Every residence hall at MU has its own hall coordinator, an adult staff member who lives in the hall and supervises its student staff. In the past, hall coordinators have acted as resources who could be reached 24/7. But that has now changed.
Federal rules that define which employees are exempt from receiving overtime pay have changed. Employees whose salaries fall below the $47,000 mark are considered nonexempt, which means they have to clock in and receive payment if they work overtime. Those over the mark are considered exempt, which means they would not need to track overtime. Hall coordinators were previously exempt, but under the new federal standards, coordinators now fall under nonexempt status, which imposes more rigid limits on their schedules.
In practice, being a hall coordinator is not a 40-hour-a-week job. Hall coordinators now face large restrictions on what they can and can’t do outside of these strict, regular hours. Helping with a situation in the hall, answering a call from a student staff member or even responding to a work-related text or email is considered overtime when it is done outside of a hall coordinator’s designated hours without having been given permission at least a week in advance.
Now, all after-hours concerns are routed to the hall coordinators “on-duty.” The campus is divided into two districts, and one hall coordinator is on duty every night for a week in each district. Because building-specific hall coordinators are no longer available all the time, student staff members might have to rely more heavily on the hall coordinator on duty instead of their own.
But there are flaws in this program. Staff members often text or call their building’s hall coordinator for in-the-moment guidance on policies or problems. A misstep in policy could be a fireable offense for a student staff member. The same kind of specific, personal response is not possible from an on-duty hall coordinator from a different hall.

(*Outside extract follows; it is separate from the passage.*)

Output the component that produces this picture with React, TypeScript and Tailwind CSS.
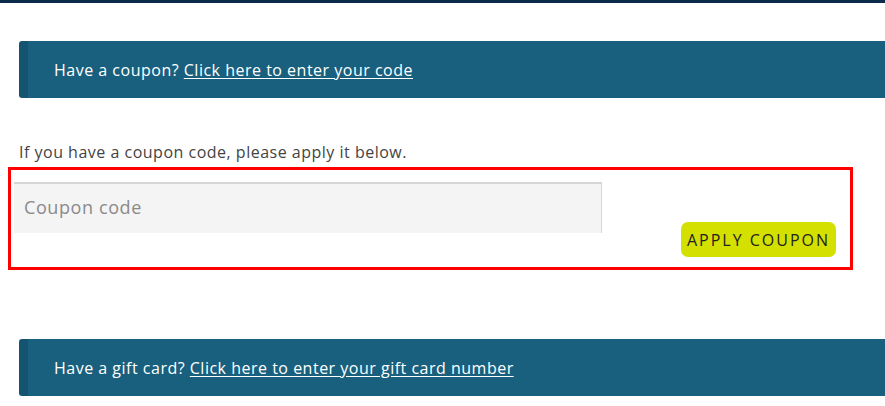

If the on-duty hall coordinator is needed for multiple incidents on campus at once, they obviously cannot be in several places at the same time. It is difficult for hall coordinators to divide attention between multiple emergencies that each require them to be present in a different hall.
On-duty hall coordinators may also not be able to deal with ongoing situations with the familiarity that the specific hall’s coordinator would be able to. The MU Police Department, which also can be called for late-night emergencies, lacks building-specific knowledge as well. If a resident has had consistent problems or incidents, the building’s hall coordinator will know their history and what might need to be done in a specific instance. That knowledge might vary from coordinator to coordinator, and an on-duty hall coordinator from another hall might not have the same knowledge.
It is not MU’s fault this federal law was changed. However, the Department of Residential Life did have a choice. Instead of keeping hall coordinator salaries the same and making them nonexempt employees, ResLife should have raised hall coordinator salaries and made them exempt. They should have done what they could to keep hall coordinators available to their own halls.
By not doing this, ResLife is putting students at risk to save money. The safety of students is not something that should be a trade-off with a monetary value. Students’ well-being should be the top priority of ResLife and of the university.